The following information was obtained from Dividends Investor and Reuters’s website (2012) it included the following dividends of the last 5 years on Bloomsbury Publishing PLC which was increased from 2007 which was at $ 4 to $ 5 in 2012. This showed a continued increase in return over the years (Williams et al, 2005). A good indicate of the company financial strength. In addition the market cap of 2012 was $ 141.04; the share price was $ 186 and Equity beta value of 0.31 showing a strong financial position for Bloomsbury Publishing PLC (Dividends Investor, 2012 and Reuters, 2012).

Dividends Yield

 

2007

2008

2009

2010

2012

Dividends Yield

4.49

4.49

4.49

4.49

4.49

Dividends Paid

4

4.2

4.4

0

5

Dividends Cover

4.343

2.631

1.592

 

0.479

(Bloomsbury Publishing Plc, 2012)

 An Overview of Bloomsbury Publishing PLC

 

2012

Market Cap in USD

141.04

Share Price in USD

186

Beta

0.31

(Bloomsbury Publishing Plc, 2012)

Net Asset Value (NAV)

The dynamics of business entails borrowing and buying. The value of an organization is pegged on its assets value. The Net Asset Value (NAV) of an organization is the total value of its assets less the total amount of its liabilities. In the context of companies, NAV in most instances is always used by investors in evaluating the mutual funds(Williams et al, 2005).

Formula: Net asset value = Total assets – Intangible assets – Total liabilities

Net Asset Value

 

2007

2008

2009

2010

2012

Total Net Assets

159,618.00

148,617.00

139,519.00

143,718.00

146,373.00

Intangible assets

17,716.00

27,543.00

37,598.00

37,241.00

52,763.00

Total Liabilities

59,549.00

34,945.00

26,835.00

31,874.00

37,193.00

Net Asset Value

82,353.00

86,129.00

75,086.00

74,603.00

56,417.00

(Bloomsbury Publishing Plc, 2012)

Dividend Valuation Model (DVM).

The performance of a business can be based on the available facts with regards to how a business is performing in the markets or based on the expectations with regards to returns based on the investments (Williams et al, 2005).
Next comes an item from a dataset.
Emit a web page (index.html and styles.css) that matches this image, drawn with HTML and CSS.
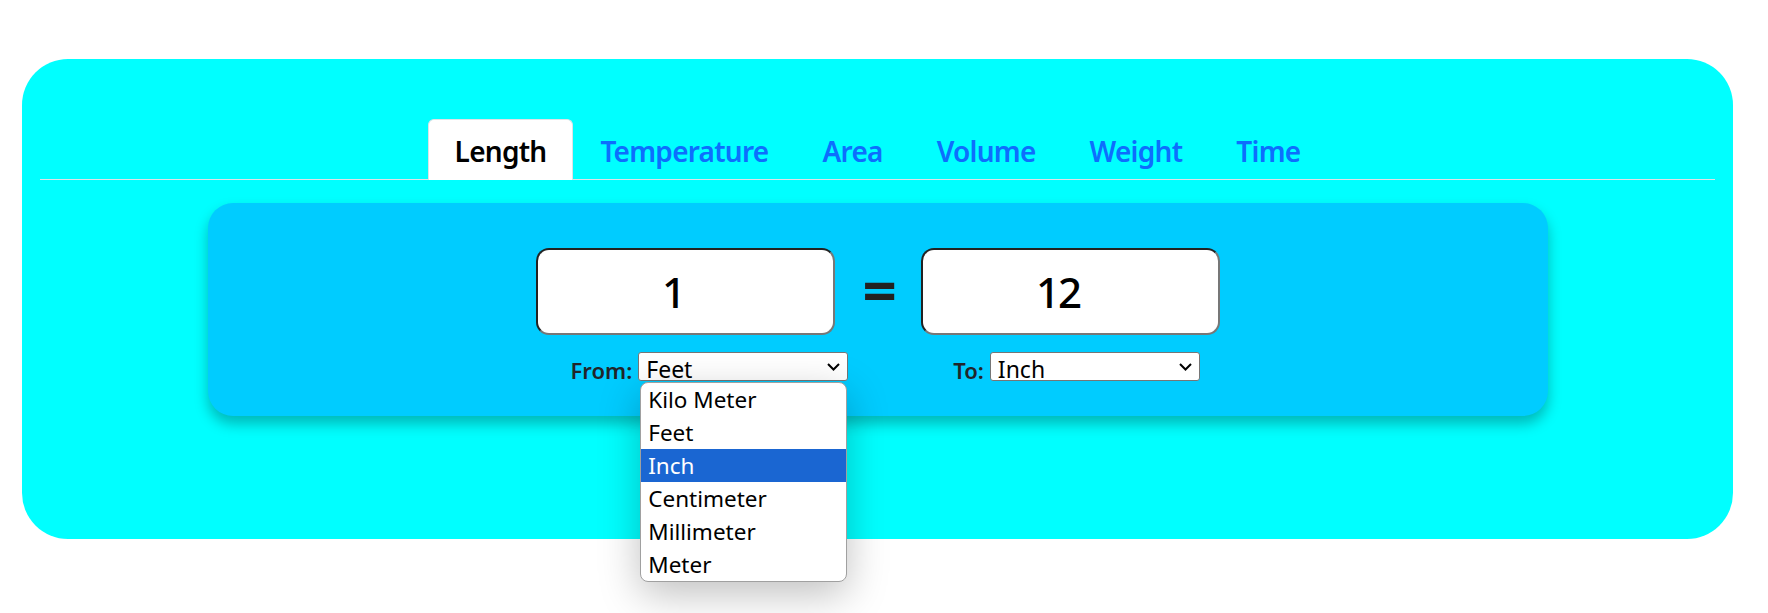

Dividend Valuation Model is a system that values stock shares for example of a business based on expectations with regards to returns and likely risks to be incurred by the business while in operation. One of the strong points of the model is that it offers an insight into the business with regards to the nature of the stocks. In business context it’s advisable for an organization to buy cheap stock, sell the expensive ones and hold stock that is considered to be of fair value.

Dividend Growth Formula: Present Stock Value = Dividend Share / (R Discount – R Dividend Growth)

 

  Dividend valuation model (DVM).

 

2012

 Dividend Share

4

Rdiscount

0.07

RDividend Growth

0.05

Present Stock Value

200

(Bloomsbury Publishing Plc, 2012)

The price to dividends model indicated that the share price was undervalued from its current price which was found to be $ 186 (Bloomsbury Publishing Plc, 2012).

Historic Price-Earnings ratio (PER)

This is a ration that’s used in determining the relative value of a share stock. Among the investors, it helps in determining the relationship that exists between the price share and the earning share (Kieso, et al , 2006).. Market forces with regards to daily fluctuations affects price earning ration.

 

Company

Sector

Market

Price-earnings ratio PER

9.19

12.67

12.43

Price Earning Growth (E)

1.66

1.42

1.21

(Bloomsbury Publishing Plc, 2012)

Bloomsbury Publishing PLC price –earning ration PER was 9.19 which was below the industry average which was 12.67 and below the market 12.43 (Bloomsbury Publishing Plc, 2012). Therefore, the Bloomsbury Publishing PLC return was lower indicating they were inefficiencies in the company. In addition the price earnings growth ration was above the industry average and the market which was found to be 1.66. This indicated that Bloomsbury Publishing PLC was gaining market share over it competitors in the market.

Conclusion

Following a thorough ratio analysis of Bloomsbury Publishing PLC financials statement (2008 to 2012), as a potential shareholder I am not confident for the long-term growth projections of Bloomsbury Publishing PLC. Even through Bloomsbury Publishing PLC faced challenges during the global financial recession that begun in 2008, the stock remained strong for existing shareholder and has continuously given a return to its shareholders and had some good financial  ratios . Going forward Bloomsbury Publishing PLC, facing a number of challenges due to number of risk factors which include unfavourable economic climate both domestic and globally. Publishing companies are facing a number of challenges due to an increasing distribution cost. a cultural deficit as copyrights are being imported at double at what they are exported. The move from conventional book publishing has changed to embrace an electronic format which is less profitable to publisher reducing their revenue. In addition, Bloomsbury Publishing PLC current low growth rate projection necessitates my decision. 

Recommendation

Looking at Bloomsbury Publishing PLC ratio analysis I would recommend the following. Bloomsbury Publishing PLC should increase its leverage by accessing lines of credit that are focused on acquisitions of companies that strong in electronic publishing therefore, improving the company’s future outlook.  It should focus on reducing it distribution cost in order to remain competitive in market.   Bloomsbury Publishing PLC is withholding cash due to its high liquidity ratio. It should use the cash to finance its activities such as acquisition of profitable publishing companies increasing it bottom line.